Stored items

-.-.-

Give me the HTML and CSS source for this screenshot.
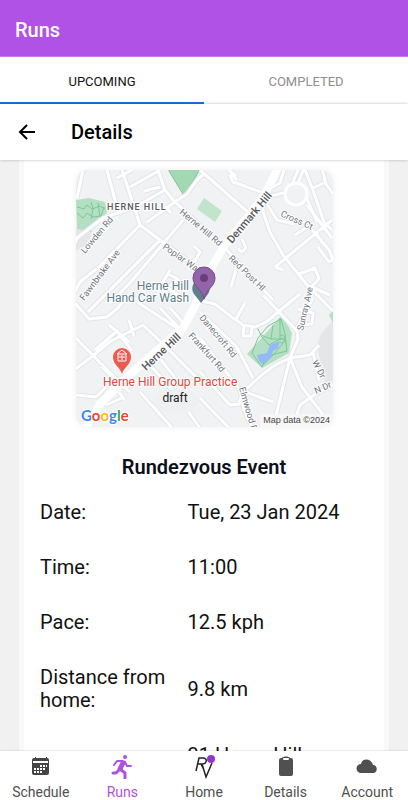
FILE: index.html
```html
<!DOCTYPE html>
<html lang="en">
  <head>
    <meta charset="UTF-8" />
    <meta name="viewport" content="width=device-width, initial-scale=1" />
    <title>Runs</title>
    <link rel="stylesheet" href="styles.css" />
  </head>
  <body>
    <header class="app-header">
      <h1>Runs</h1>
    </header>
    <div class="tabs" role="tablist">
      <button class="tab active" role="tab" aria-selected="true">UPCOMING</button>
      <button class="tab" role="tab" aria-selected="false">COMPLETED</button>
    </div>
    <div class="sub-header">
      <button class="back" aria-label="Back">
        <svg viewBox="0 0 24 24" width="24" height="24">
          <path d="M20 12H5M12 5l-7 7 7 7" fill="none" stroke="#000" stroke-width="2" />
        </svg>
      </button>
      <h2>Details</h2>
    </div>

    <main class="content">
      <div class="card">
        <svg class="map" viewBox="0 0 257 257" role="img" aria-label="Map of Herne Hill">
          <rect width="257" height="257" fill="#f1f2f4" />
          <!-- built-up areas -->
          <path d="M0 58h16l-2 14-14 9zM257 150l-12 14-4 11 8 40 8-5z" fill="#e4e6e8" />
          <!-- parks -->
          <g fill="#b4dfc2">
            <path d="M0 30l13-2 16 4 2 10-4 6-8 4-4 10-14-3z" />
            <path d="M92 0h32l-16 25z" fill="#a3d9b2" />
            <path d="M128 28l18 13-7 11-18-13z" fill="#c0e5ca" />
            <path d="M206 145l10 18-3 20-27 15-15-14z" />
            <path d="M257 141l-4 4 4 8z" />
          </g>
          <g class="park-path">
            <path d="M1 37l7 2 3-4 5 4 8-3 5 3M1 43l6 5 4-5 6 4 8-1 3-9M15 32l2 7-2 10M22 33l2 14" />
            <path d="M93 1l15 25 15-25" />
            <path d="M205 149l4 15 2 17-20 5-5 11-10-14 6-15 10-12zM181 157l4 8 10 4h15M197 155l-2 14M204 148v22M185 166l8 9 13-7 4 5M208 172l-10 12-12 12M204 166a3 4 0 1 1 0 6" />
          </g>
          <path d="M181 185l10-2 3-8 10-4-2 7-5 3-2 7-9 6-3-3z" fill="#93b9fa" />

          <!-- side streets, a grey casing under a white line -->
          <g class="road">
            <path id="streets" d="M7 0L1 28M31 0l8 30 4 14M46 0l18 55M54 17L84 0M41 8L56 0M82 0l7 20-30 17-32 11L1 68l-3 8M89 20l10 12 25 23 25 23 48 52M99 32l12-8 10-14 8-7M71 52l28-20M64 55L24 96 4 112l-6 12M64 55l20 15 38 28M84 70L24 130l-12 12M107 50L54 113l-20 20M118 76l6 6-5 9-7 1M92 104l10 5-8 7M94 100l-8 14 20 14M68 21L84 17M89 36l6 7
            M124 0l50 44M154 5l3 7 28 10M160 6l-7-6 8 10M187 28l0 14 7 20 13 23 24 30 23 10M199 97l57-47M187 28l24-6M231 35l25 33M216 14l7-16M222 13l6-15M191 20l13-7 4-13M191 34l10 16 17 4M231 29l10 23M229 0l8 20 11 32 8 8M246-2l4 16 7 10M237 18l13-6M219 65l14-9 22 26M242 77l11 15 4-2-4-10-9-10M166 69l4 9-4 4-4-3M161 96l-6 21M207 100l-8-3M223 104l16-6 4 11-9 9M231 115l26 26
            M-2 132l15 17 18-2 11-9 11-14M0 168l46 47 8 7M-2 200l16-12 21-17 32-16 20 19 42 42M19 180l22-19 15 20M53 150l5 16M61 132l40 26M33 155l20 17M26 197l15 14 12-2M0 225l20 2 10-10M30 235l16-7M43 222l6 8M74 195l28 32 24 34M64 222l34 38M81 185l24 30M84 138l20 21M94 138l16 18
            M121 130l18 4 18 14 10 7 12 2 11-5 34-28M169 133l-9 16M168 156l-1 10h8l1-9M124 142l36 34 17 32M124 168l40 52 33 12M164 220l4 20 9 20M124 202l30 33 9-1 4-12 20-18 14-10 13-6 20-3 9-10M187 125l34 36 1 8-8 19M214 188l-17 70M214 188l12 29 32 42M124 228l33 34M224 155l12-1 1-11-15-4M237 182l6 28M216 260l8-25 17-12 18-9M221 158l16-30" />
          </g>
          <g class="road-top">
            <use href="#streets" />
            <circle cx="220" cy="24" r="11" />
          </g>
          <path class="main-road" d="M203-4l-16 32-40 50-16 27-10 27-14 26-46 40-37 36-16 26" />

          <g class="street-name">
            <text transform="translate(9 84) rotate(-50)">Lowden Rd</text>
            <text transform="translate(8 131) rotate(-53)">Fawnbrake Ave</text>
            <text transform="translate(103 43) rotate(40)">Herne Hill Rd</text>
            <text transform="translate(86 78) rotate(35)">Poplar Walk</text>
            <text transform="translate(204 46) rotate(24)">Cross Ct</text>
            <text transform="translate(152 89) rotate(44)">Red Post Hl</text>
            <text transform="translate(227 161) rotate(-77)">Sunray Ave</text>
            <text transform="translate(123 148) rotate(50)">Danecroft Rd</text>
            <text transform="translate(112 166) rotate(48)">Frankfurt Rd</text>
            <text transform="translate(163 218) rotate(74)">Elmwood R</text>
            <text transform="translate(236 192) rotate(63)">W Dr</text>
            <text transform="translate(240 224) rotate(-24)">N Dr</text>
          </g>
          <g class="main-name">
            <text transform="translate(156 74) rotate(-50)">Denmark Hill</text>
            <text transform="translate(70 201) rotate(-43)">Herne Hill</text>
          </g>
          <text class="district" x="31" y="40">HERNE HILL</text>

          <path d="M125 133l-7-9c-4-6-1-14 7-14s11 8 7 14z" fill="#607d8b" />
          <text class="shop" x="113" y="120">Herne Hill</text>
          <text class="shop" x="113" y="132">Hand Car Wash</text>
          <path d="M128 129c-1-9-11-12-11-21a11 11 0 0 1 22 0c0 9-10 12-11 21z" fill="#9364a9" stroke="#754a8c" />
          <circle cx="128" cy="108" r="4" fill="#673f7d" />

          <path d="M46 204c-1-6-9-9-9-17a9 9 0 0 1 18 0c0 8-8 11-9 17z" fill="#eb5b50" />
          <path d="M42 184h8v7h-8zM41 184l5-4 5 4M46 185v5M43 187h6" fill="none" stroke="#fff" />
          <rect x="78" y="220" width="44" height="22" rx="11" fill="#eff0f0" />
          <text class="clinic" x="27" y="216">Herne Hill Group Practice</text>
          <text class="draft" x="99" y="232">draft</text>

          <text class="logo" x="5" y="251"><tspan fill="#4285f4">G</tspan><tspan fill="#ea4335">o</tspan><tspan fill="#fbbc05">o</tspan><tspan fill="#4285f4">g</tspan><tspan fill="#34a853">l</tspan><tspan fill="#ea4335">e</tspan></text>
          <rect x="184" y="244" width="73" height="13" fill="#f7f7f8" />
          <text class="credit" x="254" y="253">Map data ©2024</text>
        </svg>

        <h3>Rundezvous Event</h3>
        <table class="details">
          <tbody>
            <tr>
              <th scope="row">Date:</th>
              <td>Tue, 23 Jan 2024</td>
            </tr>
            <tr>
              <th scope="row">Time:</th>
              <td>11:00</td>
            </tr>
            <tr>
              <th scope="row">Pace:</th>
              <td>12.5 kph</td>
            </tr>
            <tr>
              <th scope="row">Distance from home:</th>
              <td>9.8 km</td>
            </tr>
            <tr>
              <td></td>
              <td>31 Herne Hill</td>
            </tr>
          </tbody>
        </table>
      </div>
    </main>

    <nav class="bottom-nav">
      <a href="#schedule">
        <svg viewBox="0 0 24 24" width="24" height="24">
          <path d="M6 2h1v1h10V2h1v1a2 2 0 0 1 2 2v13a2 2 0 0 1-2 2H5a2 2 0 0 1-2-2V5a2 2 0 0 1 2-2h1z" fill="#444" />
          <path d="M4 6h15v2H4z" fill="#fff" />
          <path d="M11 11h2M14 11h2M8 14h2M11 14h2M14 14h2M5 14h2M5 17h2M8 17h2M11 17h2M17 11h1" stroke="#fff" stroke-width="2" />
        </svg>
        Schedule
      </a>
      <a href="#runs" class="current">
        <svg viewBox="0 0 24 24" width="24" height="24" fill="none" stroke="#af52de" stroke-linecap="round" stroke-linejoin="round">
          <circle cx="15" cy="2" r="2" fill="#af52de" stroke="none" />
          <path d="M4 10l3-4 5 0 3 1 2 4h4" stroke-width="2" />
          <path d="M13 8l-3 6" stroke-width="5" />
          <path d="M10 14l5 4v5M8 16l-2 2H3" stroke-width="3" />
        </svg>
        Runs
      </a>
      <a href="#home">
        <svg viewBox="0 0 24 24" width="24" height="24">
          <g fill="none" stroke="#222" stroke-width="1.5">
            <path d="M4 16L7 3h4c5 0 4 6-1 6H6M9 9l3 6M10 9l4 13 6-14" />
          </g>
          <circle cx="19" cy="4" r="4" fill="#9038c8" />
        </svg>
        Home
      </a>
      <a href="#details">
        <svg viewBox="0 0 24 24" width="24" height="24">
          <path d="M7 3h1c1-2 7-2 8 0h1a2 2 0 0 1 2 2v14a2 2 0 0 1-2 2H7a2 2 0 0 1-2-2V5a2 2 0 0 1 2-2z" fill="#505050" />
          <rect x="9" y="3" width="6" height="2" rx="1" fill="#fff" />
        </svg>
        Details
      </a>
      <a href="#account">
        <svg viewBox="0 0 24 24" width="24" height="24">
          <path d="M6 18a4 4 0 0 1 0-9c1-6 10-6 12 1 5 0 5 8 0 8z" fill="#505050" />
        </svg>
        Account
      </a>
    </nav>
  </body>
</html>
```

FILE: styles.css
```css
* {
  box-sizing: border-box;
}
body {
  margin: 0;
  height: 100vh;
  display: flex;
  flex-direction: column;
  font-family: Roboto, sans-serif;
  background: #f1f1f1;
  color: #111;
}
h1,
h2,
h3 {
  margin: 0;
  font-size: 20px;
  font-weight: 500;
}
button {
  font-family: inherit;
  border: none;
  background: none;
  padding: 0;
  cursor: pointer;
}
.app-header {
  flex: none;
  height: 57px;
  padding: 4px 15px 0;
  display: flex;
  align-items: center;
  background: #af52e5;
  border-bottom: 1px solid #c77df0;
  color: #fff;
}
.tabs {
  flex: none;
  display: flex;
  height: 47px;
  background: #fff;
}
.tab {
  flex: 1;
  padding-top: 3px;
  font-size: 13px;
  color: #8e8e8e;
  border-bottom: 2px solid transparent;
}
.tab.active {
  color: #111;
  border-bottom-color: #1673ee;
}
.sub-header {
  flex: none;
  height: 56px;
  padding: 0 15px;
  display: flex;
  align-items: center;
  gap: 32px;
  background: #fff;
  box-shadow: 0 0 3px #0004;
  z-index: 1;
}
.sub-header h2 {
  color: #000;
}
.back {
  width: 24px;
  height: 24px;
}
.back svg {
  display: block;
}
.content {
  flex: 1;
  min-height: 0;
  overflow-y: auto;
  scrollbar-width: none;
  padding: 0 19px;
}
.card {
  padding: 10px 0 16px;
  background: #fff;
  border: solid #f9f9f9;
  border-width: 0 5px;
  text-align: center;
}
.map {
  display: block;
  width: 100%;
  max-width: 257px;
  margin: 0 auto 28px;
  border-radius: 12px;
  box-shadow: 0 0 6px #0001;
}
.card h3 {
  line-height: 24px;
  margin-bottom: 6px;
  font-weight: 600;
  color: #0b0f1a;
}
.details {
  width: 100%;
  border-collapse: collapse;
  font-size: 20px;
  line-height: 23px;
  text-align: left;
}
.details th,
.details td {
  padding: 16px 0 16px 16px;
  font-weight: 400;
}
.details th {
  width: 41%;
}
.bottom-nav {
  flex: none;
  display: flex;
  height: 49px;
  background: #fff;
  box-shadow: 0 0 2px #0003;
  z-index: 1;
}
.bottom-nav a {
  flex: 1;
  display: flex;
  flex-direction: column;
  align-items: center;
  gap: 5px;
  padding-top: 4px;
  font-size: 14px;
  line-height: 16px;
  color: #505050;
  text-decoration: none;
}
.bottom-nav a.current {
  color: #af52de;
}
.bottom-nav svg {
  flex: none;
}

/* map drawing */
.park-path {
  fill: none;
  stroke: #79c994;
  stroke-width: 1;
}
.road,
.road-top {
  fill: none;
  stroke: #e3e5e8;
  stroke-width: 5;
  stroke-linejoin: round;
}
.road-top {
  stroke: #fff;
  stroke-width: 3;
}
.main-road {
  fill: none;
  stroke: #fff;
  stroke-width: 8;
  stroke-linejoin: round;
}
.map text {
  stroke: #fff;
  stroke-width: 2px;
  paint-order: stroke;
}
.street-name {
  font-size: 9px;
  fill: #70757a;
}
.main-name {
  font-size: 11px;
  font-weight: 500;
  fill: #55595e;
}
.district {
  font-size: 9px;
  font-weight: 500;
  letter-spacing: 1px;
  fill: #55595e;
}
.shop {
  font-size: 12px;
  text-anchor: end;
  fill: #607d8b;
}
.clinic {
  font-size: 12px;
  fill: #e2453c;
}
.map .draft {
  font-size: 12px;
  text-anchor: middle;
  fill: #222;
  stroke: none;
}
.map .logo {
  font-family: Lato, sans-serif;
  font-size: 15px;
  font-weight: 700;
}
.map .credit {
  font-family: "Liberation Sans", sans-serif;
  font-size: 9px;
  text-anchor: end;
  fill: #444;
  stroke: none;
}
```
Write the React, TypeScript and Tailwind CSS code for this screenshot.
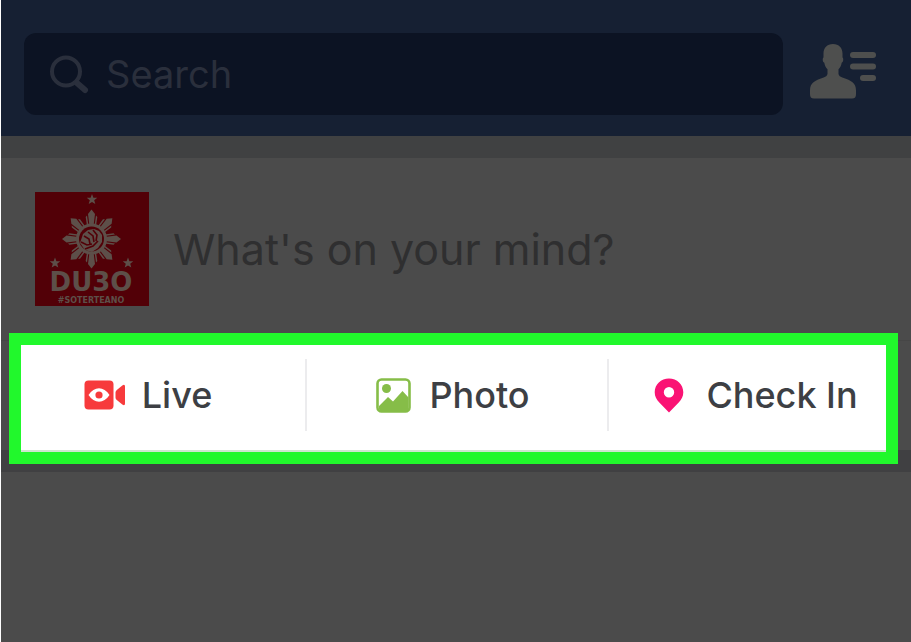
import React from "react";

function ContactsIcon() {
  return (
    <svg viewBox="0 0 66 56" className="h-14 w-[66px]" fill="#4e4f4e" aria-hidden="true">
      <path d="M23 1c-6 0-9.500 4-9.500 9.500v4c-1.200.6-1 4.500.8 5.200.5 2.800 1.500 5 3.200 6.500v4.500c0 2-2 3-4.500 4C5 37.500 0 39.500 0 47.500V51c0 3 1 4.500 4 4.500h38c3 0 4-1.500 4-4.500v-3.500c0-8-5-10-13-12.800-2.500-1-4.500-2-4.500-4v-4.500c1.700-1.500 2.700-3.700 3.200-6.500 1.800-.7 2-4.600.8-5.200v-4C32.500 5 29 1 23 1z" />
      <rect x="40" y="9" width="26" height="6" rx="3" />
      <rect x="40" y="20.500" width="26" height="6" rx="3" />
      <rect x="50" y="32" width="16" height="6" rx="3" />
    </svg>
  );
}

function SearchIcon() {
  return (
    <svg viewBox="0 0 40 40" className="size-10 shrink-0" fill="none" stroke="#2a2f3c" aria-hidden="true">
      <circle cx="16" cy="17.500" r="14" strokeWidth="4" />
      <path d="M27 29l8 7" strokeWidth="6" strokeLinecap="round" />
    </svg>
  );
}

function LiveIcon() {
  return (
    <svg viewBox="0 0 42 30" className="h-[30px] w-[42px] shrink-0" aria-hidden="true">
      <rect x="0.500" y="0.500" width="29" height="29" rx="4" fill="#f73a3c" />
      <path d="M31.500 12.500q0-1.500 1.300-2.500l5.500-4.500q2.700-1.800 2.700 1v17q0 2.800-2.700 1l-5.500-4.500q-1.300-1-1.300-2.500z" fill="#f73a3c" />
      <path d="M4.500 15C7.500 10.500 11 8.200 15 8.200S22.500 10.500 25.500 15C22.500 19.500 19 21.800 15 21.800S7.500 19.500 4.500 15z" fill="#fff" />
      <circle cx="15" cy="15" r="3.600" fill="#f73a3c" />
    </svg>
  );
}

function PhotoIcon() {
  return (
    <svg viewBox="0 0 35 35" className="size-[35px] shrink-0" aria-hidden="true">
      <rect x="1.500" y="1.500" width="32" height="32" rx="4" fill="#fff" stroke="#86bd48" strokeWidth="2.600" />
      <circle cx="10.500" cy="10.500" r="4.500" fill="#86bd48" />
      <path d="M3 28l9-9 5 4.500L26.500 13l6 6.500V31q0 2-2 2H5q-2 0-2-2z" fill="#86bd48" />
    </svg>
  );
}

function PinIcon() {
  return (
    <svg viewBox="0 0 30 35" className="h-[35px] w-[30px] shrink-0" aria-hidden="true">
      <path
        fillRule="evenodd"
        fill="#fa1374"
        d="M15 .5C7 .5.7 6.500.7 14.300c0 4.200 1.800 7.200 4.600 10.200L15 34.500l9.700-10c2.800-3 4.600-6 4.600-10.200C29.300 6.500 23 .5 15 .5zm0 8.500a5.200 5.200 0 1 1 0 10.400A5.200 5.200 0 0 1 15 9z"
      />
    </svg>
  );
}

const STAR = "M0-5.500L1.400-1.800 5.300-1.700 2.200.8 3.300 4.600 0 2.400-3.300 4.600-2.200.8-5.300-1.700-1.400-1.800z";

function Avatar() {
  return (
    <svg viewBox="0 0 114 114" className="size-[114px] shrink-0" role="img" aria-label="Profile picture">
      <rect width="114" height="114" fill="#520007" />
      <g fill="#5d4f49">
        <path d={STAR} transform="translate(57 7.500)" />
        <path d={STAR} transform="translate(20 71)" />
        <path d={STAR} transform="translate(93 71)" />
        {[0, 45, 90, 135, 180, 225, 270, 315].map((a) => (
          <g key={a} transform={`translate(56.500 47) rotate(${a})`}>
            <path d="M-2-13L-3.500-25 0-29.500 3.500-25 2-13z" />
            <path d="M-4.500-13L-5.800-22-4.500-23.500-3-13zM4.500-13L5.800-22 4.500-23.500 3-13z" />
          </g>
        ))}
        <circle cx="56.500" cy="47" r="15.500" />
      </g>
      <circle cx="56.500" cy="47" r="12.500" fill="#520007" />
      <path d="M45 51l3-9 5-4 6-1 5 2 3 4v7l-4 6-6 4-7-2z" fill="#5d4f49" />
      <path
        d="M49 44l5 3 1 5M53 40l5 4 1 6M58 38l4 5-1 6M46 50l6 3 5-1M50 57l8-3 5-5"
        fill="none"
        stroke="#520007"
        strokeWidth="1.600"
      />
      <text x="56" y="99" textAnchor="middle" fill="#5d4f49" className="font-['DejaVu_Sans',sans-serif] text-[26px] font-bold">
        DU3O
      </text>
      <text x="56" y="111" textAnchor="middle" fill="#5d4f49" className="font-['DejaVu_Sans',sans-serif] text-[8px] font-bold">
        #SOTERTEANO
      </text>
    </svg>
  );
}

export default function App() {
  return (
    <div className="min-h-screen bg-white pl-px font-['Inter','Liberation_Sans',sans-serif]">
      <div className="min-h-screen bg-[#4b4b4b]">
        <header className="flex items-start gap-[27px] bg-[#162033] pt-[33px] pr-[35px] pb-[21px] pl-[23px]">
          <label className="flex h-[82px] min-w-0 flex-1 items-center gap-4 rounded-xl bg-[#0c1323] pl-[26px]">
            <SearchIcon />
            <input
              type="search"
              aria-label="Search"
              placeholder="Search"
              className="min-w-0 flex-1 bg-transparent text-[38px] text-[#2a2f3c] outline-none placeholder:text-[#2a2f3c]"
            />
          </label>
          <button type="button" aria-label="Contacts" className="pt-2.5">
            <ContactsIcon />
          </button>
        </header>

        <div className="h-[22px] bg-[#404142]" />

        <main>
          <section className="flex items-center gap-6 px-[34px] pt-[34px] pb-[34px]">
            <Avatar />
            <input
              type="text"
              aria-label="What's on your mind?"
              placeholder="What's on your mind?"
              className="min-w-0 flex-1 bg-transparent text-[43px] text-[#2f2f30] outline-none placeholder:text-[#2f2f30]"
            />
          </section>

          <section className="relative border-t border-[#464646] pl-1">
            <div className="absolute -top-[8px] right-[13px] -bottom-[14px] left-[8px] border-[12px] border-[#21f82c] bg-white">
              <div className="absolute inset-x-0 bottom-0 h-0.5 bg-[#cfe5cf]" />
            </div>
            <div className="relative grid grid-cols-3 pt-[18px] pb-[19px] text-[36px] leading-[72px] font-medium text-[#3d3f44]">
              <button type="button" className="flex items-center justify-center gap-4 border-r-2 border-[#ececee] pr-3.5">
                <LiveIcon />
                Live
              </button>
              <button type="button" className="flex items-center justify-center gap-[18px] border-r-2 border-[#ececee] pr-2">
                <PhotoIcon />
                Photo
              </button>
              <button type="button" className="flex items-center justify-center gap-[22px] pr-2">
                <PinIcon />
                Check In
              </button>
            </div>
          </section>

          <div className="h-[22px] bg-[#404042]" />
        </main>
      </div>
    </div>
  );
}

-.-.-

> [Aim of the exercise]: Make an exact copy of the lines from the one containing "Write the React, TypeScript" to the one containing "import React from", keeping both and leaving out every picture.

> [Answer below]:
Write the React, TypeScript and Tailwind CSS code for this screenshot.
import React from "react";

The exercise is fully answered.